Pakal Dul, the project India is building on the Marusudar river (a tributary of the Chenab) is a storage dam designed to hold 0.09 MAF. Lower Kalnai, on another tributary of the Chenab, is a run-of-the-river project that will not hold water but will significantly impede the flow of sediments. Pakal Dul is designed to generate 1,000 megawatts (MW) and Lower Kalnai 48 MW.
Asked why India had still not provided project details sought by Pakistan, an official of India’s Jal Shakti (water resources) ministry said critical aspects such as the size of the dams may still have to be adjusted.
“The projects are in steep terrain, and there is the slight possibility of soil slippages. If that happens, the engineers may have to adjust the dam height for Pakal Dul or the dam width of Lower Kalnai,” the official said, speaking on the condition of anonymity.
In previous meetings of the PICs, Pakistan had objected to the designs of the Pakal Dul and Lower Kalnai projects. It wanted the height of the Pakal Dul dam to be reduced by five metres from the planned 167 metres. It also wanted the dam to have wider spillways. After the 2018 meeting in Lahore, India invited Pakistani officials to visit Pakal Dul and other project sites, a visit that took place in February 2019. At this week’s meeting, the Pakistani delegation also sought details on two other run-of-the-river hydro projects – Darbuk (19 MW) and Nemochaling (24 MW). Once again, the Indian delegation is reported to have said that the details would be provided later.
India had also stopped providing water flow data to Pakistan after the 2019 terrorist attack in Pulwama. This is of immediate concern to Pakistan because water flow data, especially during the monsoon, enables it to prepare for floods. The Pakistani delegation raised this issue this week and sought daily water flow data from July 1 to October 10 every year.
Though there was no official word on this after the meeting, an Indian bureaucrat said, “The data will be provided this year. I just hope there will be no incident that will vitiate the atmosphere and stop the data flow.”
As for the two main projects in question, work on Lower Kalnai – in Doda district of Jammu and Kashmir – was stalled for years until the government terminated the original construction contract in 2019 and started the process all over again.
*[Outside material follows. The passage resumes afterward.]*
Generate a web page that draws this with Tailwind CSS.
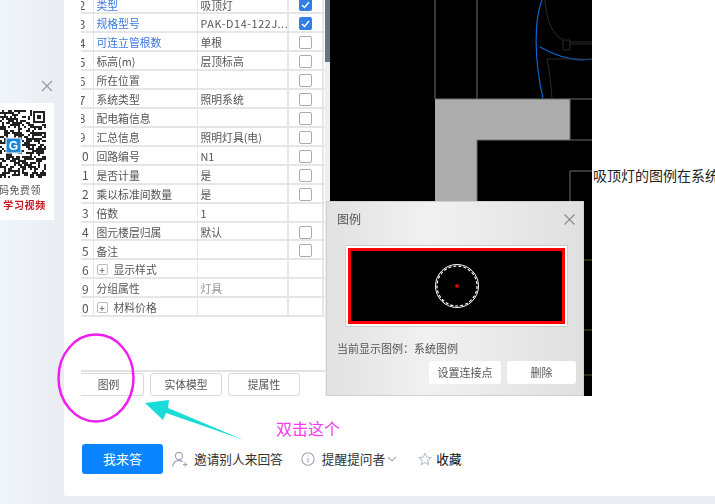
<!DOCTYPE html>
<html lang="zh">
<head>
  <meta charset="UTF-8">
  <title>图例</title>
  <script src="https://cdn.jsdelivr.net/npm/@tailwindcss/browser@4"></script>
</head>
<body class="bg-[#eaeef3] font-['Noto_Sans_CJK_SC','Noto_Sans',sans-serif]">
  <div class="relative w-[715px] h-[504px] overflow-hidden flex">

    <!-- left rail with QR ad -->
    <div class="w-[64px] h-full shrink-0 bg-gradient-to-r from-[#f0f5fc] to-[#e9edf2] pt-[79px]">
      <div class="flex justify-end pr-[10px] h-[24px]">
        <svg width="14" height="14" viewBox="0 0 14 14" class="stroke-[#9a9a9a]"><path d="M2 2 12 12M12 2 2 12" stroke-width="1.2"/></svg>
      </div>
      <div class="w-[54px] h-[117px] bg-white pt-[7px] pr-[8px] flex flex-col items-end overflow-hidden blur-[0.3px]">
        <svg id="qr" width="46" height="68" viewBox="0 0 46 68" class="shrink-0"></svg>
        <div class="text-[10px] leading-[15px] mt-[4px] pr-[5px] text-[#555] whitespace-nowrap tracking-[0.5px]">码免费领</div>
        <div class="text-[10px] leading-[15px] text-[#c4161c] font-bold whitespace-nowrap tracking-[0.7px]">学习视频</div>
      </div>
    </div>

    <!-- question card -->
    <div class="w-[651px] h-[496px] bg-white rounded-bl-[3px] shrink-0 overflow-hidden">
      <div class="flex pl-[17px]">

        <!-- pasted screenshot -->
        <div class="w-[511px] h-[396px] flex shrink-0 overflow-hidden">
          <div class="w-[244px] shrink-0 overflow-hidden flex flex-col text-[10.8px] text-[#555] blur-[0.3px]">
            <div id="rows" class="-mt-[4.5px] h-[374.5px] flex flex-col"></div>
            <div class="border-t-2 border-[#e2e2e2] pt-[1px] flex gap-[6px] -ml-[8px] overflow-visible">
              <div class="w-[71px] h-[23px] border border-[#d8d8d8] rounded-[3px] flex items-center justify-center">图例</div>
              <div class="w-[72px] h-[23px] border border-[#d8d8d8] rounded-[3px] flex items-center justify-center">实体模型</div>
              <div class="w-[72px] h-[23px] border border-[#d8d8d8] rounded-[3px] flex items-center justify-center">提属性</div>
            </div>
          </div>
          <div class="w-[5px] shrink-0 flex flex-col">
            <div class="h-[62px] bg-[#69747e]"></div>
            <div class="flex-1 bg-[#eeeeee]"></div>
          </div>
          <svg width="262" height="396" viewBox="330 0 262 396" class="shrink-0 bg-black" fill="none">
            <path d="M435 99H570V140H477V201H435Z" fill="#adadad"/>
            <path d="M435 0V99M477 0V99M435 99H592M570 99V140M477 140H592M477 140V201M570 201V171H592" stroke="#6e6e6e" stroke-width="1"/>
            <path d="M542 0C534 20 534 60 543 98" stroke="#0a66d0" stroke-width="1.2"/>
            <path d="M540 47C556 56 574 62 592 59" stroke="#0a66d0" stroke-width="1.2"/>
            <path d="M545 0C546 20 552 34 563 40M563 40H570V50H563ZM570 42H592M570 44H592M547 59H592M547 59C550 72 551 86 552 98" stroke="#2a2a2a" stroke-width="1"/>
            <path d="M584 260H592M584 330H592M584 375H592" stroke="#5a5030" stroke-width="1"/>
          </svg>
        </div>

        <div class="pt-[165px] pl-[1px] text-[14px] leading-[20px] text-[#222] whitespace-nowrap">吸顶灯的图例在系统</div>
      </div>

      <!-- action bar -->
      <div class="flex items-center mt-[48px] pl-[18px] text-[12.7px] text-[#333]">
        <div class="w-[81px] h-[30px] bg-[#0a84ff] rounded-[3px] text-white text-[13px] flex items-center justify-center">我来答</div>
        <svg width="16" height="17" viewBox="0 0 16 17" fill="none" stroke="#9aa3b5" stroke-width="1.1" class="ml-[9px]">
          <circle cx="7" cy="5" r="3.6"/>
          <path d="M1 15.5C1 11.5 3.6 9.6 7 9.6C8.6 9.6 9.8 10 10.8 10.8M11 13.5H15.5M13.2 11.3V15.7"/>
        </svg>
        <span class="ml-[6px] whitespace-nowrap">邀请别人来回答</span>
        <svg width="14" height="14" viewBox="0 0 14 14" fill="none" stroke="#9aa3b5" stroke-width="1.1" class="ml-[18px]">
          <circle cx="7" cy="7" r="6.2"/>
          <path d="M7 6V10.5M7 3.4V4.6"/>
        </svg>
        <span class="ml-[7px] whitespace-nowrap">提醒提问者</span>
        <svg width="10" height="6" viewBox="0 0 10 6" fill="none" stroke="#aaa" stroke-width="1.1" class="ml-[2px]"><path d="M1 1 5 5 9 1"/></svg>
        <svg width="14" height="14" viewBox="0 0 15 14" fill="none" stroke="#b4bccb" stroke-width="1.1" class="ml-[21px]">
          <path d="M7.5 1 9.4 5 13.8 5.5 10.5 8.5 11.4 13 7.5 10.8 3.6 13 4.5 8.5 1.2 5.5 5.6 5Z"/>
        </svg>
        <span class="ml-[4px] whitespace-nowrap text-[#111]">收藏</span>
      </div>
    </div>

    <!-- legend dialog over the drawing -->
    <div class="absolute left-[326px] top-[201px] w-[258px] h-[195px] bg-gradient-to-r from-[#e2e2e2] via-[#f1f1f1] via-40% to-[#e0e0e0] border border-[#d0d0d0] text-[#555] blur-[0.2px]">
      <div class="flex items-center justify-between pl-[10px] pr-[7px] h-[34px] text-[12px]">
        <span>图例</span>
        <svg width="13" height="13" viewBox="0 0 13 13" stroke="#888" stroke-width="1.1"><path d="M1.5 1.5 11.5 11.5M11.5 1.5 1.5 11.5"/></svg>
      </div>
      <div class="mt-[9px] ml-[18px] w-[223px] h-[82px] bg-white border border-[#ccc] p-[2px]">
        <div class="w-full h-full bg-black border-[3px] border-[#ff0000] flex items-center justify-center">
          <svg width="46" height="46" viewBox="0 0 46 46" fill="none">
            <circle cx="23" cy="23" r="21.5" stroke="#fff" stroke-width="1"/>
            <circle cx="23" cy="23" r="20" stroke="#fff" stroke-width="1.2" stroke-dasharray="3 2"/>
            <circle cx="23" cy="23" r="1.8" fill="#ff0000"/>
          </svg>
        </div>
      </div>
      <div class="mt-[13px] pl-[10px] text-[11px] leading-[16px] whitespace-nowrap">当前显示图例：系统图例</div>
      <div class="mt-[5px] flex justify-end gap-[6px] pr-[7px] text-[11px]">
        <div class="w-[72px] h-[23px] bg-white rounded-[3px] flex items-center justify-center">设置连接点</div>
        <div class="w-[69px] h-[23px] bg-white rounded-[3px] flex items-center justify-center">删除</div>
      </div>
    </div>

    <!-- hand drawn annotations -->
    <svg width="715" height="504" viewBox="0 0 715 504" fill="none" class="absolute inset-0 pointer-events-none">
      <ellipse cx="96" cy="378" rx="37.5" ry="43.5" stroke="#f01cf0" stroke-width="2.5"/>
      <path d="M145 403 169 400 168 408 244 440 166 413 163 420Z" fill="#19dcd9"/>
    </svg>
    <div class="absolute left-[276px] top-[417px] text-[16px] leading-[22px] text-[#f63bf0] whitespace-nowrap">双击这个</div>
  </div>

  <script>
    const filas = [
      ["2", "类型", "吸顶灯", 2, "blue"],
      ["3", "规格型号", "PAK-D14-122J...", 2, "blue"],
      ["4", "可连立管根数", "单根", 1, "blue"],
      ["5", "标高(m)", "层顶标高", 1],
      ["6", "所在位置", "", 1],
      ["7", "系统类型", "照明系统", 1],
      ["8", "配电箱信息", "", 1],
      ["9", "汇总信息", "照明灯具(电)", 1],
      ["10", "回路编号", "N1", 1],
      ["11", "是否计量", "是", 1],
      ["12", "乘以标准间数量", "是", 1],
      ["13", "倍数", "1", 0],
      ["14", "图元楼层归属", "默认", 1],
      ["15", "备注", "", 1],
      ["16", "+显示样式", "", 0],
      ["19", "分组属性", "灯具", 0, "gray"],
      ["20", "+材料价格", "", 0]
    ];
    const check = `<span class="w-[13px] h-[13px] rounded-[2px] bg-[#2f7fe6] flex items-center justify-center"><svg width="9" height="8" viewBox="0 0 9 8" fill="none" stroke="#fff" stroke-width="1.4"><path d="M1 4 3.5 6.5 8 1"/></svg></span>`;
    const empty = `<span class="w-[13px] h-[13px] rounded-[2px] border border-[#aaaaaa] bg-white"></span>`;
    const plus = `<span class="w-[11px] h-[11px] mr-[6px] rounded-[2px] border border-[#bbbbbb] flex items-center justify-center text-[10px] leading-none">+</span>`;
    document.getElementById("rows").innerHTML = filas.map(([n, nombre, valor, caja, tono]) => `
      <div class="h-[18.93px] shrink-0 flex items-center border-b-2 border-[#e6e6e6] leading-none">
        <div class="w-[11px] h-full shrink-0 pt-[2px] flex items-center overflow-hidden"><span class="w-[22px] -ml-[10px] shrink-0 text-center text-[12px]">${n}</span></div>
        <div class="w-[104px] h-full shrink-0 pt-[2px] flex items-center pl-[3px] ml-[0.5px] border-l border-[#e6e6e6] whitespace-nowrap ${tono === "blue" ? "text-[#3b78e0]" : ""}">${nombre.startsWith("+") ? plus + nombre.slice(1) : nombre}</div>
        <div class="w-[90px] h-full shrink-0 pt-[2px] flex items-center pl-[3px] border-l border-[#e6e6e6] whitespace-nowrap overflow-hidden ${tono === "gray" ? "text-[#999999]" : ""} ${valor.startsWith("PAK") ? "tracking-[0.6px]" : ""}">${valor}</div>
        <div class="w-[37px] h-full shrink-0 pt-[2px] flex items-center justify-center border-x-2 border-[#e6e6e6]">${caja === 2 ? check : caja === 1 ? empty : ""}</div>
      </div>`).join("");

    // QR modules, only a look-alike
    let s = "", seed = 7;
    const rnd = () => (seed = (seed * 16807) % 2147483647) / 2147483647;
    for (let y = 0; y < 34; y++) for (let x = 0; x < 23; x++) {
      if (rnd() > 0.5) s += `<rect x="${x * 2}" y="${y * 2}" width="2" height="2" fill="#222"/>`;
    }
    s += `<rect x="32" y="0" width="14" height="14" fill="#fff"/><rect x="33" y="1" width="12" height="12" fill="#222"/><rect x="35" y="3" width="8" height="8" fill="#fff"/><rect x="37" y="5" width="4" height="4" fill="#222"/>`;
    s += `<rect x="6" y="28" width="15" height="15" fill="#1e88d8" stroke="#fff"/><text x="13.5" y="40" font-size="12" font-weight="700" text-anchor="middle" fill="#fff" font-family="Liberation Sans">G</text>`;
    document.getElementById("qr").innerHTML = s;
  </script>
</body>
</html>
The company that had the original contract had gone bankrupt.
Pakal Dul is a much larger project being built near Drangdhuran village in Kishtwar district of Jammu and Kashmir, at a cost of Rs 8,112 crore ($1.1 billion). It is scheduled to be complete by the end of 2023. Quite apart from issues between India and Pakistan, the building of dams in the Himalayas by either country has almost always been opposed by locals displaced by the projects, as well as by environmentalists, who have repeatedly shown that none of the dam projects would pass a holistic cost-benefit analysis.
In India, there is now also the question of whether the country should build more power-generation projects when the current installed capacity is about three times the electricity demand.